Seasonal setbacks such as early-onset or extended monsoons primarily in Southern India, the ban on construction activities in the Delhi-NCR region and subdued demand are other headwinds the cement industry is currently facing. Cement prices fell ₹5-10 per bag across India in May this year due to a fall in demand ahead of the monsoon season. However, major cement companies announced an increase in prices by ₹15-20 per 50-kg bag in June to pass on the rising cost to the end consumers.

These factors are leading to a slowdown in manufacturing, impacting cement industry suppliers and enterprises. It will lead to the buildup of inventory with fewer orders, impacting the upstream suppliers. They will have delayed orders, which will have an impact on packaging, materials not moving on time, cash and working capital getting stuck, and transportation getting hindered.

With the onset of the monsoon season, the demand for cement seasonally comes down, creating a cash crunch for suppliers. The cement enterprises buying from these suppliers might face pressure on prices and margins due to a slowdown in construction activity. Without optimum selling, timely furnishing of accounts payable (AP) becomes a cause of worry. Due to this, enterprises have to stretch their credit terms unwillingly, and suppliers may experience payment delays beyond fixed credit terms.

With rising input costs and low cash flow, suppliers are constrained on working capital. The impact on small suppliers could be even more as they face roadblocks in receiving on-time payments from their customers. In such a scenario, suppliers could be forced to liquidate savings or resort to unorganized sources of cash and high interest-bearing loans to meet their working cycle requirements.

Paving the way for financial resilience

Experts at C2FO who have been analysing its vast supply chain network have found that the cement industry supply chain needs a stable liquidity flow to transform, reform and perform. This would require substantial liquidity access to mitigate long-term demand-supply challenges and unprecedented roadblocks. In such a scenario, innovative working capital solutions from C2FO’s Early Payment Program can be a boon.

“The cement industry has been reeling under rising inflation for some time now. Therefore, easy access to working capital is the need of the hour.
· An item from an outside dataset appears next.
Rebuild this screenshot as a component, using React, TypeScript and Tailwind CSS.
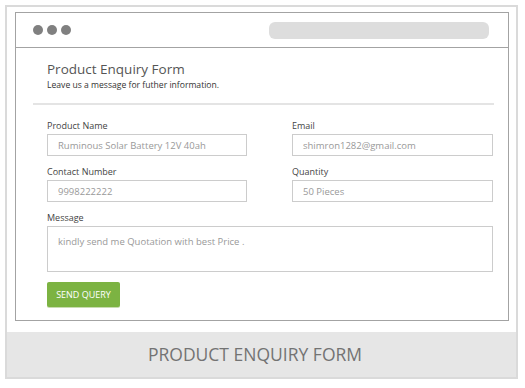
import React from "react";

const font = { fontFamily: '"Open Sans", "Noto Sans", sans-serif' };

function Field({ label, value }: { label: string; value: string }) {
  return (
    <div className="flex flex-col">
      <label className="h-[12px] text-[9px] leading-[12px] text-[#444]">{label}</label>
      <input
        readOnly
        defaultValue={value}
        className="mt-[2px] h-[22px] w-full border border-[#cccccc] bg-white px-[10px] text-[9.5px] text-[#999] outline-none"
        style={font}
      />
    </div>
  );
}

export default function App() {
  return (
    <div className="h-[388px] w-[525px] bg-white pl-[5px] pt-[5px]" style={font}>
      <div className="flex h-[374px] w-[513px] flex-col border-2 border-[#dadada]">
        <div className="ml-[8px] mr-[7px] mt-[5px] h-[309px] border border-[#a3a3a3] bg-white">
          {/* browser header */}
          <div className="flex h-[35px] items-center border-b border-[#a3a3a3] pl-[17px] pr-[19px]">
            <div className="flex gap-[4px]">
              <span className="h-[10px] w-[10px] rounded-full bg-[#808080]" />
              <span className="h-[10px] w-[10px] rounded-full bg-[#808080]" />
              <span className="h-[10px] w-[10px] rounded-full bg-[#808080]" />
            </div>
            <div className="ml-auto h-[17px] w-[220px] rounded-[6px] bg-[#dddddd]" />
          </div>

          {/* heading */}
          <div className="pl-[31px] pt-[12px]">
            <h1 className="h-[18px] text-[13.5px] leading-[18px] text-[#555]">Product Enquiry Form</h1>
            <p className="mt-[1px] h-[12px] text-[8.6px] leading-[12px] text-[#333]">
              Leave us a message for futher information.
            </p>
          </div>
          <div className="ml-[17px] mr-[14px] mt-[12px] h-[2px] bg-[#e4e4e4]" />

          {/* form */}
          <form className="ml-[31px] mr-[15px] mt-[15px] flex flex-col">
            <div className="grid grid-cols-[200px_201px] gap-x-[45px] gap-y-[10px]">
              <Field label="Product Name" value="Ruminous Solar Battery 12V 40ah" />
              <Field label="Email" value="shimron1282@gmail.com" />
              <Field label="Contact Number" value="9998222222" />
              <Field label="Quantity" value="50 Pieces" />
            </div>
            <div className="mt-[10px] flex flex-col">
              <label className="h-[12px] text-[9px] leading-[12px] text-[#444]">Message</label>
              <textarea
                readOnly
                defaultValue="kindly send me Quotation with best Price ."
                className="mt-[2px] h-[46px] w-full resize-none border border-[#cccccc] bg-white px-[10px] pt-[8px] text-[9.5px] leading-[13px] text-[#999] outline-none"
                style={font}
              />
            </div>
            <div className="mt-[10px]">
              <button
                type="button"
                className="flex h-[25px] w-[73px] items-center justify-center rounded-[2px] bg-[#7cb342] text-[9px] text-white shadow-[0_1px_0_#c8dcb0]"
                style={font}
              >
                SEND QUERY
              </button>
            </div>
          </form>
        </div>

        {/* footer caption */}
        <div className="mt-[11px] flex h-[45px] items-center justify-center bg-[#e6e6e6] pr-[13px]">
          <span className="text-[17.5px] leading-none text-[#737373]">PRODUCT ENQUIRY FORM</span>
        </div>
      </div>
    </div>
  );
}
This can help improve long-term demand-supply challenges and ease the pressure on cement industry supply chains.”
Rohan Kamra
VP, Account Management, C2FO India

C2FO’s easy-to-use platform offers the control and flexibility for cement industry suppliers to have sufficient cash flow through early payments. On-time capital accessibility for suppliers can lead to better overall relationships and increased trust within the supply chain, supporting the suppliers to make smart and proactive choices regarding the financial requirements of their businesses.

Analysing the data from quarter 3 (Q3) calendar year (CY) 2021 to quarter 2 (Q2) CY 2022, experts at C2FO observed the cement industry supplier behaviour, both from frequency of participation and value terms. The observations showed about 50% growth in the average early payment per supplier (Figure 1) and about a 30% increase in weighted average participation frequency (Figure 2) from the industry suppliers registered on the C2FO platform. 

This highlights that after the second wave of the pandemic, coupled with global supply chain constraints and the rising inflation, an increase in early payment demand can be seen, since suppliers started participating more frequently, enhancing their cash flow requirements from C2FO.

The accelerated cash flow generated through platforms like C2FO will help expedite the cash conversion cycle and reduce the pending payments. The C2FO platform allows businesses to select invoices for early payment, determine the rates and get working capital when they need it the most. This can prepare the cement industry supply chain to tackle rising input costs and  inflationary pressures.